2. Visual regression testing: AI-powered tools compare screenshots of your application across deployments and detect visual changes automatically — broken layouts, shifted elements, missing content.

Traditional tests check logic. Visual regression tests check appearance. Tools like Applitools use AI to distinguish meaningful visual changes from acceptable rendering differences.

3. Test prioritisation: In large codebases, running every test on every commit takes too long.

AI analyses code change history and test failure patterns to identify which tests are most likely to fail for a given change — and runs those first. This speeds up CI pipelines without reducing coverage.

Anomaly Detection

An anomaly is a pattern in your system metrics or logs that deviates from normal behaviour, even if it has not yet crossed a threshold that would trigger a traditional alarm. AI detects these deviations automatically.

Amazon CloudWatch Anomaly Detection

CloudWatch Anomaly Detection uses machine learning to establish a baseline of normal behaviour for any metric — response times, error rates, CPU usage, request counts.

It learns the metric's pattern over time — including daily cycles, weekly patterns, and seasonal variations — and creates a dynamic expected range.

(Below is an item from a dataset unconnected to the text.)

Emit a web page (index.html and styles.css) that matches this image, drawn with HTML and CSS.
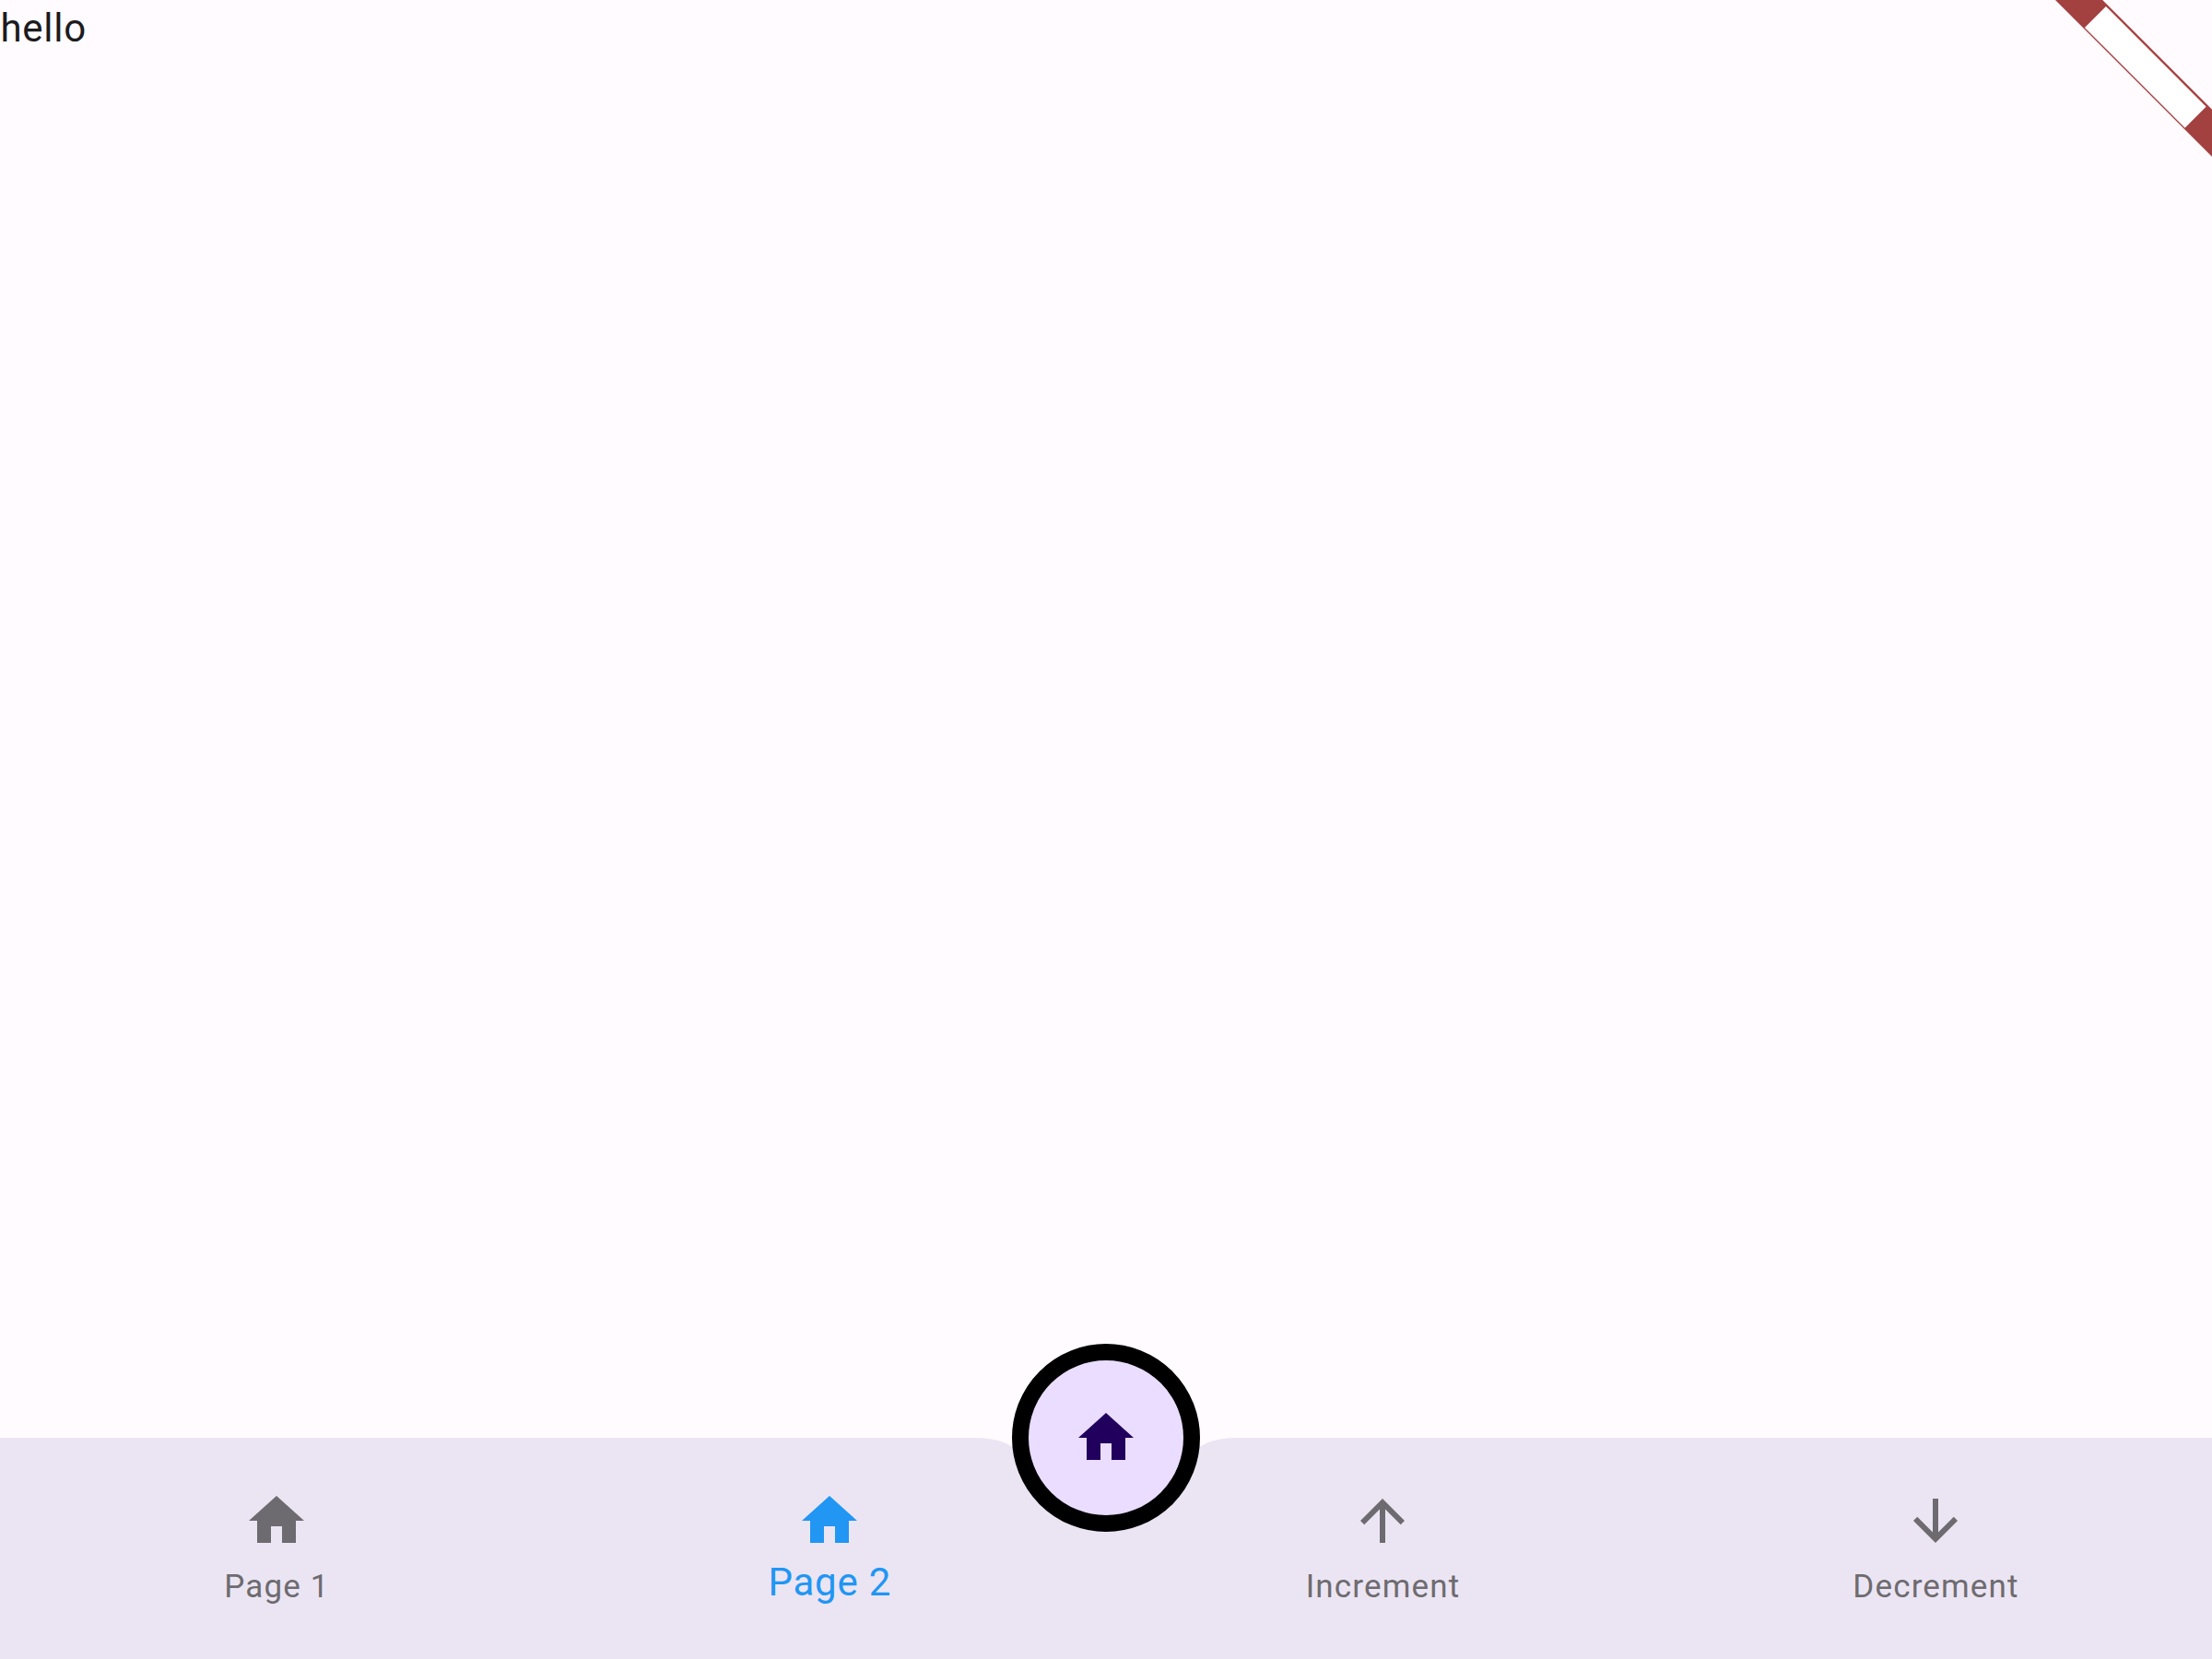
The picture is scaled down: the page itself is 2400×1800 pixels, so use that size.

When a metric falls outside its expected range, an anomaly is flagged, even if the absolute value has not exceeded a fixed threshold. This means issues are caught earlier and with fewer false alarms than static threshold-based alerting.

Practical example: Your API normally receives 1,000 requests per minute on weekday mornings. On a Tuesday morning it drops to 200. A fixed threshold alarm set at 50 requests per minute would not fire.

CloudWatch Anomaly Detection recognises that 200 is far below the expected range for that time and day and raises an alert immediately.

Amazon DevOps Guru

DevOps Guru is an AWS service purpose-built for operational anomaly detection. It continuously analyses your AWS resources — CloudWatch metrics, CloudTrail events, Config changes — and uses ML to identify operational issues before they cause downtime.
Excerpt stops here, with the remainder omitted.